[start DATA EXCERPT]

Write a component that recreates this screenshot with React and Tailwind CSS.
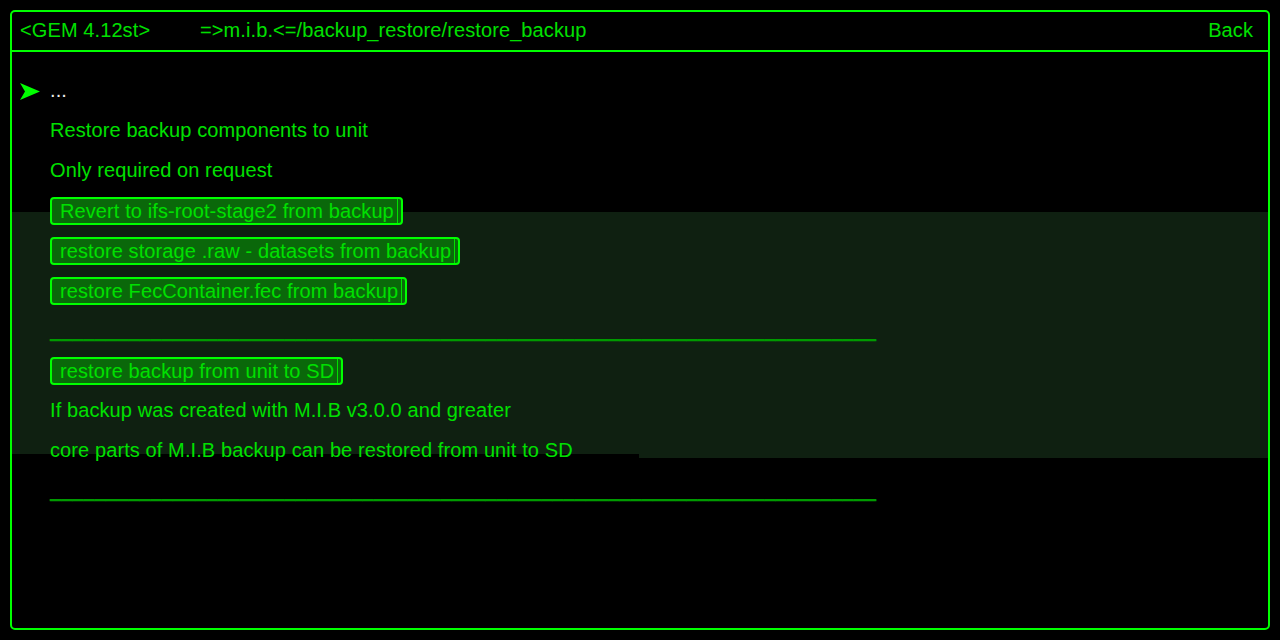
import React from "react";

const font = { fontFamily: '"Liberation Sans", Arial, sans-serif' };

function Btn({ children }) {
  return (
    <div className="flex h-[40px] items-center pt-[1px]">
      <div className="flex h-[28px] items-stretch rounded-[4px] border-2 border-[#00ff00] bg-[#0a680a] pl-[8px] pr-[3px]">
        <span className="flex items-center border-r border-[#00e000] pr-[3px] leading-none text-[#00e000]">
          {children}
        </span>
      </div>
    </div>
  );
}

function Line({ children, className = "" }) {
  return (
    <div className={"flex h-[40px] items-center text-[#00e000] " + className}>{children}</div>
  );
}

function Divider() {
  return (
    <div className="flex h-[40px] items-center tracking-[0.04px] text-[#009a00] [text-shadow:0_-1px_0_#009a00]">
      {"_".repeat(74)}
    </div>
  );
}

export default function App() {
  return (
    <div className="h-[640px] w-[1280px] overflow-hidden bg-black p-[10px] text-[20px] tracking-[0.1px]" style={font}>
      <div className="relative flex h-[620px] flex-col rounded-[5px] border-2 border-[#00ff00]">
        <div className="flex h-[40px] shrink-0 items-center border-b-2 border-[#00ff00] pb-[2px] pl-[8px] pr-[15px] text-[#00e000]">
          <span className="w-[180px]">&lt;GEM 4.12st&gt;</span>
          <span className="flex-1">=&gt;m.i.b.&lt;=/backup_restore/restore_backup</span>
          <span>Back</span>
        </div>
        <div className="relative flex-1">
          <div className="absolute left-0 right-0 top-[160px] h-[246px] bg-[#0f2011]" />
          <div className="absolute left-0 top-[402px] h-[4px] w-[627px] bg-black" />
          <div className="relative flex flex-col pt-[18px]">
            <div className="flex h-[40px] items-center">
              <div className="flex w-[38px] justify-end pt-[3px]">
                <svg width="20" height="17" viewBox="0 0 20 17" className="mr-[10px]">
                  <polygon points="0,0 20,8.5 0,17 5,8.5" fill="#00ff00" />
                </svg>
              </div>
              <span className="text-[#eeeeee]">...</span>
            </div>
            <div className="flex flex-col pl-[38px]">
              <Line>Restore backup components to unit</Line>
              <Line>Only required on request</Line>
              <Btn>Revert to ifs-root-stage2 from backup</Btn>
              <Btn>restore storage .raw - datasets from backup</Btn>
              <Btn>restore FecContainer.fec from backup</Btn>
              <Divider />
              <Btn>restore backup from unit to SD</Btn>
              <Line>If backup was created with M.I.B v3.0.0 and greater</Line>
              <Line>core parts of M.I.B backup can be restored from unit to SD</Line>
              <Divider />
            </div>
          </div>
        </div>
      </div>
    </div>
  );
}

[end DATA EXCERPT]

→ WHAT YOU ARE ASKED TO DO:
Leave out the pictures and print every line of the data exactly.

→ COMPLETE RESPONSE:
Write a component that recreates this screenshot with React and Tailwind CSS.
import React from "react";

const font = { fontFamily: '"Liberation Sans", Arial, sans-serif' };

function Btn({ children }) {
  return (
    <div className="flex h-[40px] items-center pt-[1px]">
      <div className="flex h-[28px] items-stretch rounded-[4px] border-2 border-[#00ff00] bg-[#0a680a] pl-[8px] pr-[3px]">
        <span className="flex items-center border-r border-[#00e000] pr-[3px] leading-none text-[#00e000]">
          {children}
        </span>
      </div>
    </div>
  );
}

function Line({ children, className = "" }) {
  return (
    <div className={"flex h-[40px] items-center text-[#00e000] " + className}>{children}</div>
  );
}

function Divider() {
  return (
    <div className="flex h-[40px] items-center tracking-[0.04px] text-[#009a00] [text-shadow:0_-1px_0_#009a00]">
      {"_".repeat(74)}
    </div>
  );
}

export default function App() {
  return (
    <div className="h-[640px] w-[1280px] overflow-hidden bg-black p-[10px] text-[20px] tracking-[0.1px]" style={font}>
      <div className="relative flex h-[620px] flex-col rounded-[5px] border-2 border-[#00ff00]">
        <div className="flex h-[40px] shrink-0 items-center border-b-2 border-[#00ff00] pb-[2px] pl-[8px] pr-[15px] text-[#00e000]">
          <span className="w-[180px]">&lt;GEM 4.12st&gt;</span>
          <span className="flex-1">=&gt;m.i.b.&lt;=/backup_restore/restore_backup</span>
          <span>Back</span>
        </div>
        <div className="relative flex-1">
          <div className="absolute left-0 right-0 top-[160px] h-[246px] bg-[#0f2011]" />
          <div className="absolute left-0 top-[402px] h-[4px] w-[627px] bg-black" />
          <div className="relative flex flex-col pt-[18px]">
            <div className="flex h-[40px] items-center">
              <div className="flex w-[38px] justify-end pt-[3px]">
                <svg width="20" height="17" viewBox="0 0 20 17" className="mr-[10px]">
                  <polygon points="0,0 20,8.5 0,17 5,8.5" fill="#00ff00" />
                </svg>
              </div>
              <span className="text-[#eeeeee]">...</span>
            </div>
            <div className="flex flex-col pl-[38px]">
              <Line>Restore backup components to unit</Line>
              <Line>Only required on request</Line>
              <Btn>Revert to ifs-root-stage2 from backup</Btn>
              <Btn>restore storage .raw - datasets from backup</Btn>
              <Btn>restore FecContainer.fec from backup</Btn>
              <Divider />
              <Btn>restore backup from unit to SD</Btn>
              <Line>If backup was created with M.I.B v3.0.0 and greater</Line>
              <Line>core parts of M.I.B backup can be restored from unit to SD</Line>
              <Divider />
            </div>
          </div>
        </div>
      </div>
    </div>
  );
}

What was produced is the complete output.